Former Captain Nasser Hussain has said that not only the left-hand opening batsman Alastair Cook was mentally the toughest, he was one of England greatest ever players too. Having made his debut against India at Nagpur in 2006, Cook announced that he'll be retiring from the game at the end of the ongoing series against Virat Kohli's men.
Cook, certainly not a gifted batsman, exemplified what Test Cricket is all about. With his ability to defy the best of bowlers in his prime and survive for long periods of time, he has amassed 12,254 at an average of 44.88 across 160 Tests in a 13 years long career. Cook is the kind of person, if not marrying your daughter, you won't mind him scoring his last hundred against you for sure.
"I am not that surprised that Cook has decided to retire, to be honest. Conditions for opening batsmen in England over the last few years have been so difficult." Nasser wrote in his column for Sky Sports, "After 160 Tests at the top of the order, facing a Dukes ball in most of those, there are only so many times that even the mentally-toughest cricketer I have ever seen - as far as England goes anyway - can go to that well, dig deep and try to summon up even more mental strength."
"He never had a perfect technique so he has had to dig deep even more.
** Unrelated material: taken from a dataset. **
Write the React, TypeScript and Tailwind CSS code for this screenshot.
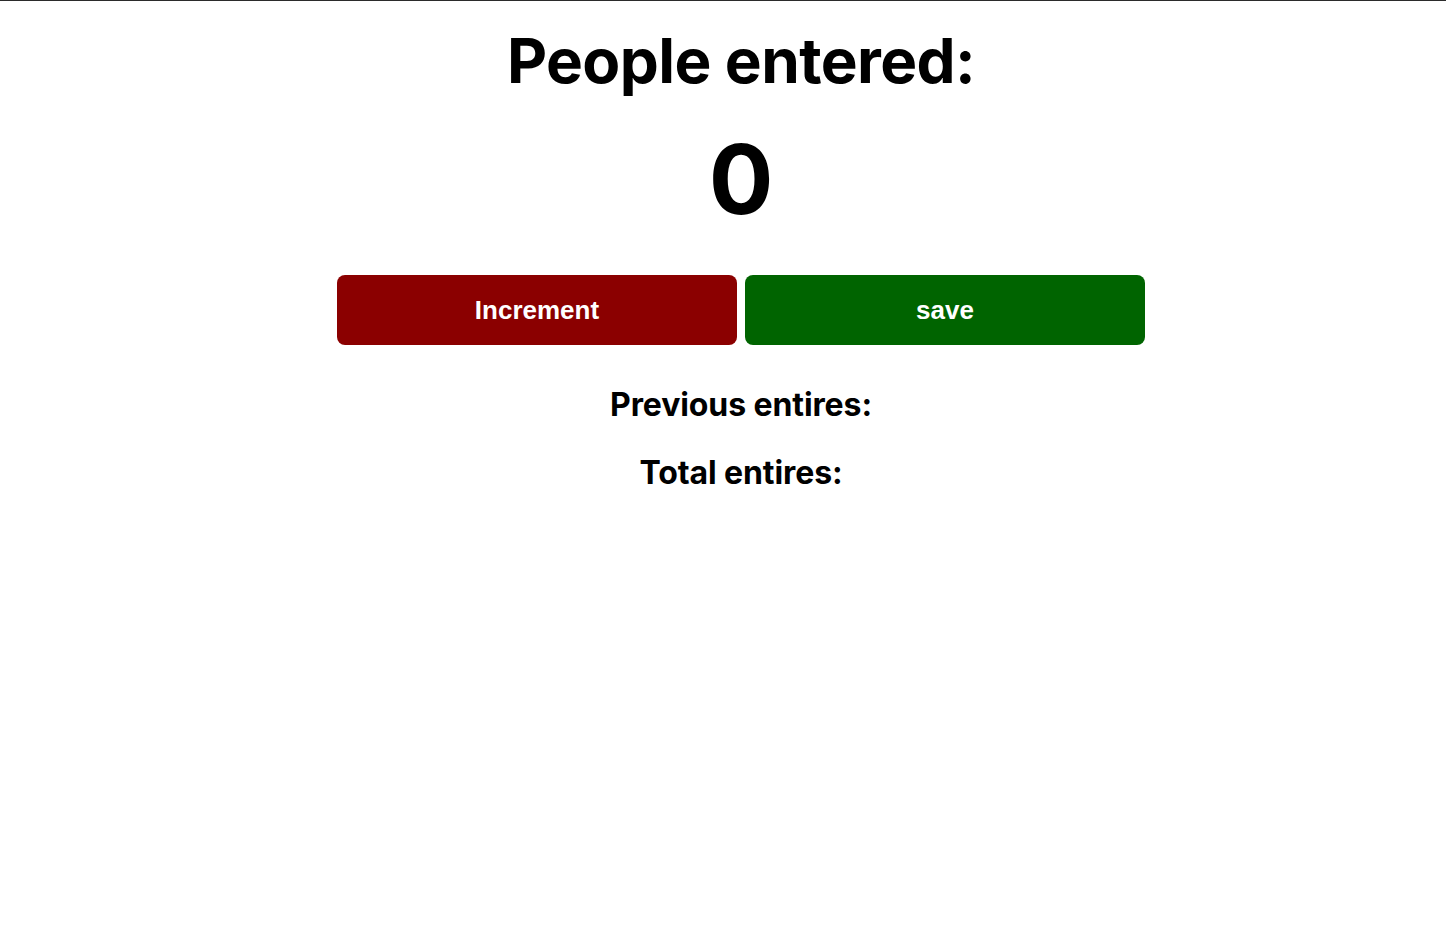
const App = () => {
  return (
    <div className="min-h-screen bg-white border-t border-[#2b2b2b] pl-[36px] font-['Inter',sans-serif] text-black">
      <div className="flex flex-col items-center">
        <h1 className="mt-[22px] text-[62px] leading-[76px] font-bold tracking-[-0.6px]">People entered:</h1>
        <h2 className="mt-[25px] text-[96px] leading-[110px] font-bold">0</h2>
        <div className="mt-[41px] flex gap-2">
          <button className="w-[400px] h-[70px] rounded-lg bg-[#8b0000] text-white font-['Liberation_Sans',Arial,sans-serif] font-bold text-[26px]">
            Increment
          </button>
          <button className="w-[400px] h-[70px] rounded-lg bg-[#006400] text-white font-['Liberation_Sans',Arial,sans-serif] font-bold text-[26px]">
            save
          </button>
        </div>
        <p className="mt-[40px] text-[32px] leading-[40px] font-bold tracking-[-0.1px]">Previous entires:</p>
        <p className="mt-[28px] text-[32px] leading-[40px] font-bold tracking-[-0.1px]">Total entires:</p>
      </div>
    </div>
  );
};

export default App;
He is constantly battling against his technique and when that new ball is darting around, he has to work hard to keep on top of his game. Batting doesn't always come naturally to him - but what has come naturally is how hard mentally he has had to work at it. With Alastair, it's also not just what you see but the stuff behind the scenes as well."
Nasser further wrote in his fitting tribute, "When he is not playing Test cricket he will be at Chelmsford in the nets working with the likes of Graham Gooch and Keith Fletcher to improve his game and then go to the gym. You don't play 158 Tests in a row without being supremely fit."
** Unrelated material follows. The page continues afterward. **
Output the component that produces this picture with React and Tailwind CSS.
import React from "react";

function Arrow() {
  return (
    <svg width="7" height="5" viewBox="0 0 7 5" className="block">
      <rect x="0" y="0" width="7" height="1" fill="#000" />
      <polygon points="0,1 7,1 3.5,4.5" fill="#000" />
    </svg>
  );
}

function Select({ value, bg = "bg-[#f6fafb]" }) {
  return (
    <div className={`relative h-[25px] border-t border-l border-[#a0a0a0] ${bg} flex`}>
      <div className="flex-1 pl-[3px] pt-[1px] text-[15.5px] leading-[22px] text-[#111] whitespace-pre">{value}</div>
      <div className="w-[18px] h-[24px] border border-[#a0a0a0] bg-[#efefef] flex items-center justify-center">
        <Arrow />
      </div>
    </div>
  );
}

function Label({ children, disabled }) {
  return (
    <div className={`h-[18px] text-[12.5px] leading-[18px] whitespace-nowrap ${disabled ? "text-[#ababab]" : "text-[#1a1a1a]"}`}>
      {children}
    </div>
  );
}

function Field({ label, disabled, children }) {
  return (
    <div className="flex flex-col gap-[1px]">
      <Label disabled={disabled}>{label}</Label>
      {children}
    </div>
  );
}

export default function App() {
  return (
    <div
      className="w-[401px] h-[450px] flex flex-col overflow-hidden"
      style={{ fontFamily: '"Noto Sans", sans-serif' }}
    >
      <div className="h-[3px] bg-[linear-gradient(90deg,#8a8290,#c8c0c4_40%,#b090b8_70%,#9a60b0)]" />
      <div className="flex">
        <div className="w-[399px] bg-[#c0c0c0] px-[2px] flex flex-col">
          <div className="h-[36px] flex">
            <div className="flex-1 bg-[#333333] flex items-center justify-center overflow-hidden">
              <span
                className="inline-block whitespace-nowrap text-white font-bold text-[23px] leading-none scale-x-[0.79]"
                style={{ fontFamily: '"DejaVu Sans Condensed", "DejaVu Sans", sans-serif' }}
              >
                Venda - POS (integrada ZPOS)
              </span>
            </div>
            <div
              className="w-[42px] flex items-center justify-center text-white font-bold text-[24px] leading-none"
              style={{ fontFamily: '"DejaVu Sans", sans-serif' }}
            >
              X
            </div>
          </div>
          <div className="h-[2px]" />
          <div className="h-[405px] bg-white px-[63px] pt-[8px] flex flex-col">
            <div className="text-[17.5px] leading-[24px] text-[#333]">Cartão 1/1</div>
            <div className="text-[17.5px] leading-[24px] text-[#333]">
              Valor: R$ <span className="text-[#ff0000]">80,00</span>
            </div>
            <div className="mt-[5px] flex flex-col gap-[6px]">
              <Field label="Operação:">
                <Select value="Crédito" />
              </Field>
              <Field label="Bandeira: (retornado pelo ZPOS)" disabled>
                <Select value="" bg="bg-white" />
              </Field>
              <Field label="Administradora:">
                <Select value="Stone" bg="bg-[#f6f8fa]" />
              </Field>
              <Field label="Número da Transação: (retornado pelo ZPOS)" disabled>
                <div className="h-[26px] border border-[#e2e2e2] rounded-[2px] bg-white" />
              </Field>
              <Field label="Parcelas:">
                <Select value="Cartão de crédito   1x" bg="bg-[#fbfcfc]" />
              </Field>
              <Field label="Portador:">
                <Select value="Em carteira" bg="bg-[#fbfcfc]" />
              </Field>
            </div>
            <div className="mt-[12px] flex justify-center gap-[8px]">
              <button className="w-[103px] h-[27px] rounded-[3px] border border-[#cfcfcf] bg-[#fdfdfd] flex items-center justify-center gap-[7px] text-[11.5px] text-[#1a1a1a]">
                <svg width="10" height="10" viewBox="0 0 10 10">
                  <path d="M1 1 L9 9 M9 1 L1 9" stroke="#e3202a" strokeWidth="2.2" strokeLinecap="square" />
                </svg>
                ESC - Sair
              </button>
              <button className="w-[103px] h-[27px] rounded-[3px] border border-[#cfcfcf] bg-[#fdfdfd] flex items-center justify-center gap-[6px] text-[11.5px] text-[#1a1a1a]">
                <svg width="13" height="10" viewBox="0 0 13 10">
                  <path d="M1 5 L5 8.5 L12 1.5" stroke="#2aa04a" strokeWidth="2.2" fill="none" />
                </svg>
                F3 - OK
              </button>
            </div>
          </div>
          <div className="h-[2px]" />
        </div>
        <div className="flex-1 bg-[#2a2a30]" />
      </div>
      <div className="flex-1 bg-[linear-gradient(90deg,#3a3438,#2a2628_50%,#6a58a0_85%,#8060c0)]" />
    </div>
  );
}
Nasser also shed light again on how brilliant Cook carried himself in the toughest of times and wrote, "I'd also like to say dignified he has been and how well he has carried himself. As a captain, you are not only a player but are also representing your country and sport. Even in his darkest moments, such as losing the Ashes 5-0, he has stood up, never complained and got on with his game. This country should be very proud of him."
"His biggest comeback, I think, was in the 2015 Ashes, after the whitewash in Australia [in 2013-14]. To win that series and then see him up on that podium - that was his redemption."
In conclusion, Nasser explained that eventually, England will find someone ripe to take Cook's place.
"No one is irreplaceable - Sachin Tendulkar retired and people said there will be no one like that but Virat Kohli has come along. So eventually someone will come along but it will take some time to find another Cook." he wrote and added, "For him it was always about surviving, giving his best and never giving his wicket away, so the last thing Alastair will want is a couple of low scores at The Oval and people standing for him."